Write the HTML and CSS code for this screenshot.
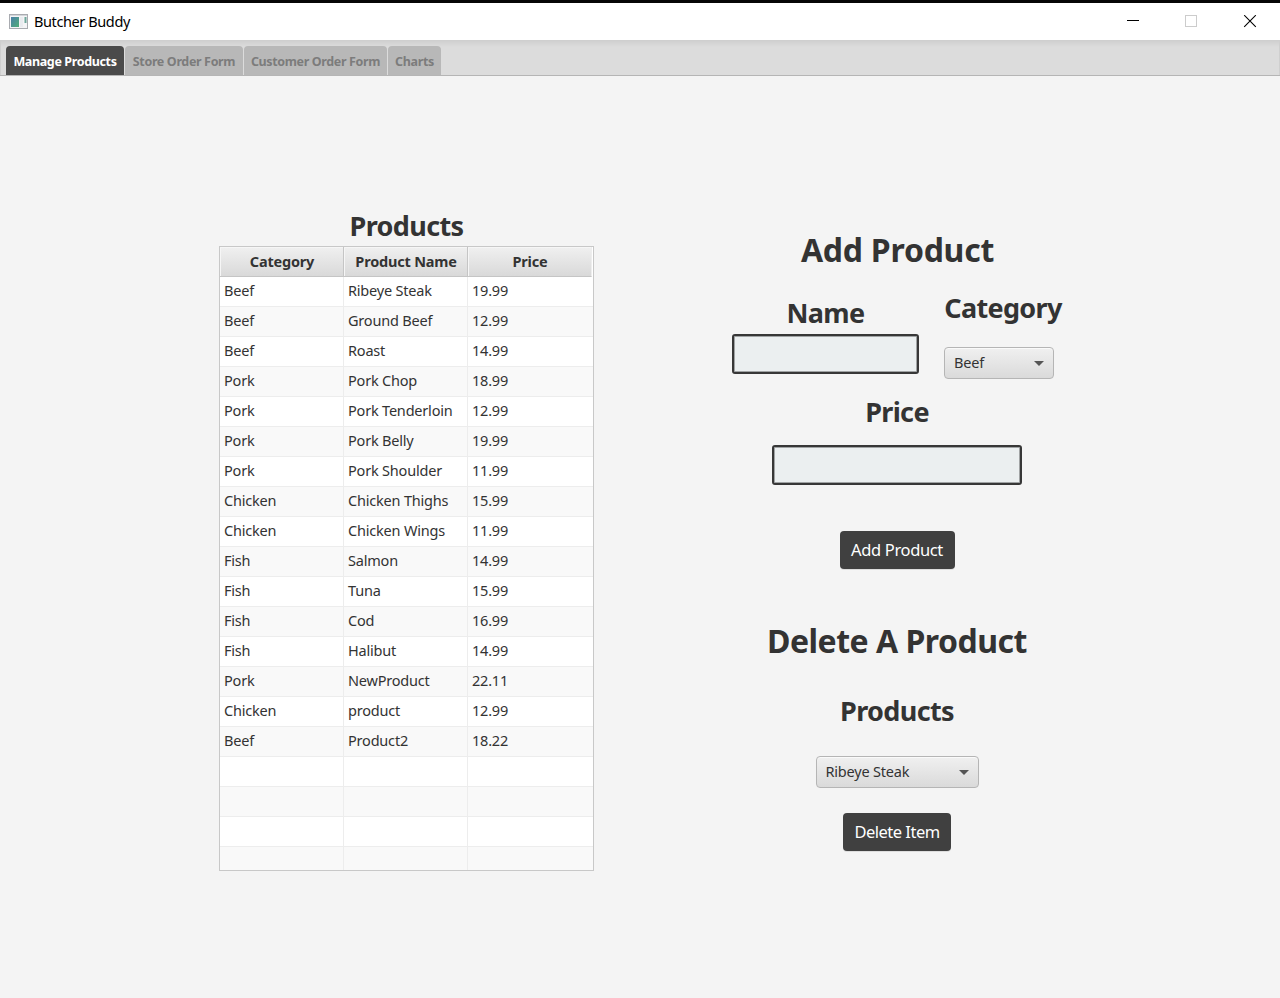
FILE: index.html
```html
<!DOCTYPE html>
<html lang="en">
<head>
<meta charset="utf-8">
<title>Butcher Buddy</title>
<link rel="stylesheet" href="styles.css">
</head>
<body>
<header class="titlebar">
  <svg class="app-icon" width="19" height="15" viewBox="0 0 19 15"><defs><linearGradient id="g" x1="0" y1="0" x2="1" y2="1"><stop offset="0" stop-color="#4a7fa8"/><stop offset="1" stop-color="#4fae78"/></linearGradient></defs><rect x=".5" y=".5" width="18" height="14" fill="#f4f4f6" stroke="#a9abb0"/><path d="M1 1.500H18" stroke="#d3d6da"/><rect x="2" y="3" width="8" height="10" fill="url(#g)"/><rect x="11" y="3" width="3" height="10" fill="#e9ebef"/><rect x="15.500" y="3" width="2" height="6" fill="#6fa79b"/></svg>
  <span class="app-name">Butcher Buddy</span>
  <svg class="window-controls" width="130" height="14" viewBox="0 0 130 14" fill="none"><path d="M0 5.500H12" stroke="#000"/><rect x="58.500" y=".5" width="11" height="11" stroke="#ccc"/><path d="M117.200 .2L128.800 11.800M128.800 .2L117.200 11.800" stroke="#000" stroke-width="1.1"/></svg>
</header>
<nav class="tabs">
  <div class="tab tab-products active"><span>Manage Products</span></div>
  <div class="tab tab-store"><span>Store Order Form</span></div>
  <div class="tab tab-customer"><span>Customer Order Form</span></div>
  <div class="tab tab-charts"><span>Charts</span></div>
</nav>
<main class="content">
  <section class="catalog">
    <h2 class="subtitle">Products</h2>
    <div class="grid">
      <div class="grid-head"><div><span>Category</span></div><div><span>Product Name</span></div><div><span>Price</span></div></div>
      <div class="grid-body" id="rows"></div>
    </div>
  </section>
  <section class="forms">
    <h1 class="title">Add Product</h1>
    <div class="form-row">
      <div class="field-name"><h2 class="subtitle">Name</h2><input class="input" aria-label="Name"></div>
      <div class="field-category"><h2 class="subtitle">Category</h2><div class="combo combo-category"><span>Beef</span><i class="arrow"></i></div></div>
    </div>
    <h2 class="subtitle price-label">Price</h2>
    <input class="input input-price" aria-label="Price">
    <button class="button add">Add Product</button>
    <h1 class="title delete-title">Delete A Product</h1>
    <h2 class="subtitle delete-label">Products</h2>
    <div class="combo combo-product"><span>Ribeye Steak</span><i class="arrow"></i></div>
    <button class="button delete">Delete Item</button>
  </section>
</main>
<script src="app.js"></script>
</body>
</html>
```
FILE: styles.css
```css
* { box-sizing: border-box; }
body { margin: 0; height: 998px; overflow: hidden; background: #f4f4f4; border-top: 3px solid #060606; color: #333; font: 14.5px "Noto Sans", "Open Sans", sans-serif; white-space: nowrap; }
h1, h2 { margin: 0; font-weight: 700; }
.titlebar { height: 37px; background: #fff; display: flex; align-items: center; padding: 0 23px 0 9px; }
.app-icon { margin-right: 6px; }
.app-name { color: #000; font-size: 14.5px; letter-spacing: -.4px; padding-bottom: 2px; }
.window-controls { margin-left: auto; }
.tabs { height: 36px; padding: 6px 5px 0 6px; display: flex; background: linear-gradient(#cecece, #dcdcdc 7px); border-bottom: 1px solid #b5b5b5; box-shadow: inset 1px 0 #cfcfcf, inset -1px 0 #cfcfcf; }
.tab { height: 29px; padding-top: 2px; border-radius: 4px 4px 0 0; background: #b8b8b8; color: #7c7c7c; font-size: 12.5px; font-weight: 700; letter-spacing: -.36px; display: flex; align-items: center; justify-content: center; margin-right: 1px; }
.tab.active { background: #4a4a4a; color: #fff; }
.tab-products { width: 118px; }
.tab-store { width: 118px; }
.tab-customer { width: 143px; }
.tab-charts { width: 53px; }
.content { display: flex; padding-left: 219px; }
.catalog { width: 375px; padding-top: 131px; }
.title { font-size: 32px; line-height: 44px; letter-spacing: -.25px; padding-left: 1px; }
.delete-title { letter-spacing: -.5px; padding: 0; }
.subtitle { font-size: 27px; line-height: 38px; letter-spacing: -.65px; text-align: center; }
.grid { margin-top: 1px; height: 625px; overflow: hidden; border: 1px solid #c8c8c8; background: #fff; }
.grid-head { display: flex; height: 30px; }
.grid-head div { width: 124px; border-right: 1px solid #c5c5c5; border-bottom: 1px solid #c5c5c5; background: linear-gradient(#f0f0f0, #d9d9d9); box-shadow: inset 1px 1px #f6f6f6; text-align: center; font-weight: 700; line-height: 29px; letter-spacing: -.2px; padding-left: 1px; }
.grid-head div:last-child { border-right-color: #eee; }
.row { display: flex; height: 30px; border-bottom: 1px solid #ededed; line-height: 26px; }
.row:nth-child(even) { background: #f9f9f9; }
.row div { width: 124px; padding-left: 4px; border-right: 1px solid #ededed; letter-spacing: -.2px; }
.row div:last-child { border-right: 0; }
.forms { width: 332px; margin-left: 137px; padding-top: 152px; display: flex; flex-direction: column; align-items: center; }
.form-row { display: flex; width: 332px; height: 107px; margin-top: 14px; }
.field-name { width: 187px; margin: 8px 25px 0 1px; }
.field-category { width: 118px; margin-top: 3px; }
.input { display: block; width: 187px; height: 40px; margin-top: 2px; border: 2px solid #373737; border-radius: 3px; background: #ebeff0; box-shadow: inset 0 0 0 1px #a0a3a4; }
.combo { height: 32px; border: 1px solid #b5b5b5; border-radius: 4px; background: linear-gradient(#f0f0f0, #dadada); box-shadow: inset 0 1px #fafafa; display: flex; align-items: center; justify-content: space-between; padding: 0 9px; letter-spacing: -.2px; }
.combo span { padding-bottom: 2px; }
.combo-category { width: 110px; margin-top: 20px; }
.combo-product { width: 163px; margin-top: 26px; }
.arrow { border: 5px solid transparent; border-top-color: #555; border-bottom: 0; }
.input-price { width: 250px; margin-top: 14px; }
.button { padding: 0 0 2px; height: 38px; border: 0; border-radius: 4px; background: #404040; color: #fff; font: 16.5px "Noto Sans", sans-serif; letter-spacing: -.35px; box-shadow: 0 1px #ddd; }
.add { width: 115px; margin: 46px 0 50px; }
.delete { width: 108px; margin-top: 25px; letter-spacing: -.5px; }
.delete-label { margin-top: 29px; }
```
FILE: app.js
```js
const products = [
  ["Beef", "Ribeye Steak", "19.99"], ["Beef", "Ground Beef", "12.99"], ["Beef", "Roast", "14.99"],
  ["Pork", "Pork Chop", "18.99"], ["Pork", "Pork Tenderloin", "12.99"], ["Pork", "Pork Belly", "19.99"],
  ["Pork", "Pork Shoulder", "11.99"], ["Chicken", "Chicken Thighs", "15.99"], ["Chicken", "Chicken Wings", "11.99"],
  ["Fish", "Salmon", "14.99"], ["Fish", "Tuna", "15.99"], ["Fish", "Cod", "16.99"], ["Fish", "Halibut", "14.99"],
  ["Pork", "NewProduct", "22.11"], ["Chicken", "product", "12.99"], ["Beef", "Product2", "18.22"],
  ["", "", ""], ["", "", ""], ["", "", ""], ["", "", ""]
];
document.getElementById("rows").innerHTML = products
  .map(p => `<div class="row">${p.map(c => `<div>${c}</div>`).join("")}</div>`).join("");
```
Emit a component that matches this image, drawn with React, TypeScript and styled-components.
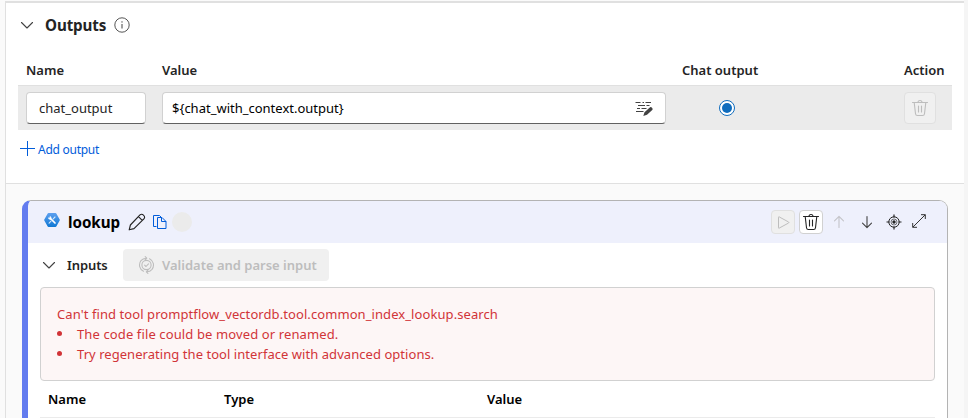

- - -

Task instructions -> Return the listing above unchanged, apart from dropping its pictures.

Task result ->
Write the HTML and CSS code for this screenshot.
FILE: index.html
```html
<!DOCTYPE html>
<html lang="en">
<head>
<meta charset="utf-8">
<title>Butcher Buddy</title>
<link rel="stylesheet" href="styles.css">
</head>
<body>
<header class="titlebar">
  <svg class="app-icon" width="19" height="15" viewBox="0 0 19 15"><defs><linearGradient id="g" x1="0" y1="0" x2="1" y2="1"><stop offset="0" stop-color="#4a7fa8"/><stop offset="1" stop-color="#4fae78"/></linearGradient></defs><rect x=".5" y=".5" width="18" height="14" fill="#f4f4f6" stroke="#a9abb0"/><path d="M1 1.500H18" stroke="#d3d6da"/><rect x="2" y="3" width="8" height="10" fill="url(#g)"/><rect x="11" y="3" width="3" height="10" fill="#e9ebef"/><rect x="15.500" y="3" width="2" height="6" fill="#6fa79b"/></svg>
  <span class="app-name">Butcher Buddy</span>
  <svg class="window-controls" width="130" height="14" viewBox="0 0 130 14" fill="none"><path d="M0 5.500H12" stroke="#000"/><rect x="58.500" y=".5" width="11" height="11" stroke="#ccc"/><path d="M117.200 .2L128.800 11.800M128.800 .2L117.200 11.800" stroke="#000" stroke-width="1.1"/></svg>
</header>
<nav class="tabs">
  <div class="tab tab-products active"><span>Manage Products</span></div>
  <div class="tab tab-store"><span>Store Order Form</span></div>
  <div class="tab tab-customer"><span>Customer Order Form</span></div>
  <div class="tab tab-charts"><span>Charts</span></div>
</nav>
<main class="content">
  <section class="catalog">
    <h2 class="subtitle">Products</h2>
    <div class="grid">
      <div class="grid-head"><div><span>Category</span></div><div><span>Product Name</span></div><div><span>Price</span></div></div>
      <div class="grid-body" id="rows"></div>
    </div>
  </section>
  <section class="forms">
    <h1 class="title">Add Product</h1>
    <div class="form-row">
      <div class="field-name"><h2 class="subtitle">Name</h2><input class="input" aria-label="Name"></div>
      <div class="field-category"><h2 class="subtitle">Category</h2><div class="combo combo-category"><span>Beef</span><i class="arrow"></i></div></div>
    </div>
    <h2 class="subtitle price-label">Price</h2>
    <input class="input input-price" aria-label="Price">
    <button class="button add">Add Product</button>
    <h1 class="title delete-title">Delete A Product</h1>
    <h2 class="subtitle delete-label">Products</h2>
    <div class="combo combo-product"><span>Ribeye Steak</span><i class="arrow"></i></div>
    <button class="button delete">Delete Item</button>
  </section>
</main>
<script src="app.js"></script>
</body>
</html>
```
FILE: styles.css
```css
* { box-sizing: border-box; }
body { margin: 0; height: 998px; overflow: hidden; background: #f4f4f4; border-top: 3px solid #060606; color: #333; font: 14.5px "Noto Sans", "Open Sans", sans-serif; white-space: nowrap; }
h1, h2 { margin: 0; font-weight: 700; }
.titlebar { height: 37px; background: #fff; display: flex; align-items: center; padding: 0 23px 0 9px; }
.app-icon { margin-right: 6px; }
.app-name { color: #000; font-size: 14.5px; letter-spacing: -.4px; padding-bottom: 2px; }
.window-controls { margin-left: auto; }
.tabs { height: 36px; padding: 6px 5px 0 6px; display: flex; background: linear-gradient(#cecece, #dcdcdc 7px); border-bottom: 1px solid #b5b5b5; box-shadow: inset 1px 0 #cfcfcf, inset -1px 0 #cfcfcf; }
.tab { height: 29px; padding-top: 2px; border-radius: 4px 4px 0 0; background: #b8b8b8; color: #7c7c7c; font-size: 12.5px; font-weight: 700; letter-spacing: -.36px; display: flex; align-items: center; justify-content: center; margin-right: 1px; }
.tab.active { background: #4a4a4a; color: #fff; }
.tab-products { width: 118px; }
.tab-store { width: 118px; }
.tab-customer { width: 143px; }
.tab-charts { width: 53px; }
.content { display: flex; padding-left: 219px; }
.catalog { width: 375px; padding-top: 131px; }
.title { font-size: 32px; line-height: 44px; letter-spacing: -.25px; padding-left: 1px; }
.delete-title { letter-spacing: -.5px; padding: 0; }
.subtitle { font-size: 27px; line-height: 38px; letter-spacing: -.65px; text-align: center; }
.grid { margin-top: 1px; height: 625px; overflow: hidden; border: 1px solid #c8c8c8; background: #fff; }
.grid-head { display: flex; height: 30px; }
.grid-head div { width: 124px; border-right: 1px solid #c5c5c5; border-bottom: 1px solid #c5c5c5; background: linear-gradient(#f0f0f0, #d9d9d9); box-shadow: inset 1px 1px #f6f6f6; text-align: center; font-weight: 700; line-height: 29px; letter-spacing: -.2px; padding-left: 1px; }
.grid-head div:last-child { border-right-color: #eee; }
.row { display: flex; height: 30px; border-bottom: 1px solid #ededed; line-height: 26px; }
.row:nth-child(even) { background: #f9f9f9; }
.row div { width: 124px; padding-left: 4px; border-right: 1px solid #ededed; letter-spacing: -.2px; }
.row div:last-child { border-right: 0; }
.forms { width: 332px; margin-left: 137px; padding-top: 152px; display: flex; flex-direction: column; align-items: center; }
.form-row { display: flex; width: 332px; height: 107px; margin-top: 14px; }
.field-name { width: 187px; margin: 8px 25px 0 1px; }
.field-category { width: 118px; margin-top: 3px; }
.input { display: block; width: 187px; height: 40px; margin-top: 2px; border: 2px solid #373737; border-radius: 3px; background: #ebeff0; box-shadow: inset 0 0 0 1px #a0a3a4; }
.combo { height: 32px; border: 1px solid #b5b5b5; border-radius: 4px; background: linear-gradient(#f0f0f0, #dadada); box-shadow: inset 0 1px #fafafa; display: flex; align-items: center; justify-content: space-between; padding: 0 9px; letter-spacing: -.2px; }
.combo span { padding-bottom: 2px; }
.combo-category { width: 110px; margin-top: 20px; }
.combo-product { width: 163px; margin-top: 26px; }
.arrow { border: 5px solid transparent; border-top-color: #555; border-bottom: 0; }
.input-price { width: 250px; margin-top: 14px; }
.button { padding: 0 0 2px; height: 38px; border: 0; border-radius: 4px; background: #404040; color: #fff; font: 16.5px "Noto Sans", sans-serif; letter-spacing: -.35px; box-shadow: 0 1px #ddd; }
.add { width: 115px; margin: 46px 0 50px; }
.delete { width: 108px; margin-top: 25px; letter-spacing: -.5px; }
.delete-label { margin-top: 29px; }
```
FILE: app.js
```js
const products = [
  ["Beef", "Ribeye Steak", "19.99"], ["Beef", "Ground Beef", "12.99"], ["Beef", "Roast", "14.99"],
  ["Pork", "Pork Chop", "18.99"], ["Pork", "Pork Tenderloin", "12.99"], ["Pork", "Pork Belly", "19.99"],
  ["Pork", "Pork Shoulder", "11.99"], ["Chicken", "Chicken Thighs", "15.99"], ["Chicken", "Chicken Wings", "11.99"],
  ["Fish", "Salmon", "14.99"], ["Fish", "Tuna", "15.99"], ["Fish", "Cod", "16.99"], ["Fish", "Halibut", "14.99"],
  ["Pork", "NewProduct", "22.11"], ["Chicken", "product", "12.99"], ["Beef", "Product2", "18.22"],
  ["", "", ""], ["", "", ""], ["", "", ""], ["", "", ""]
];
document.getElementById("rows").innerHTML = products
  .map(p => `<div class="row">${p.map(c => `<div>${c}</div>`).join("")}</div>`).join("");
```
Emit a component that matches this image, drawn with React, TypeScript and styled-components.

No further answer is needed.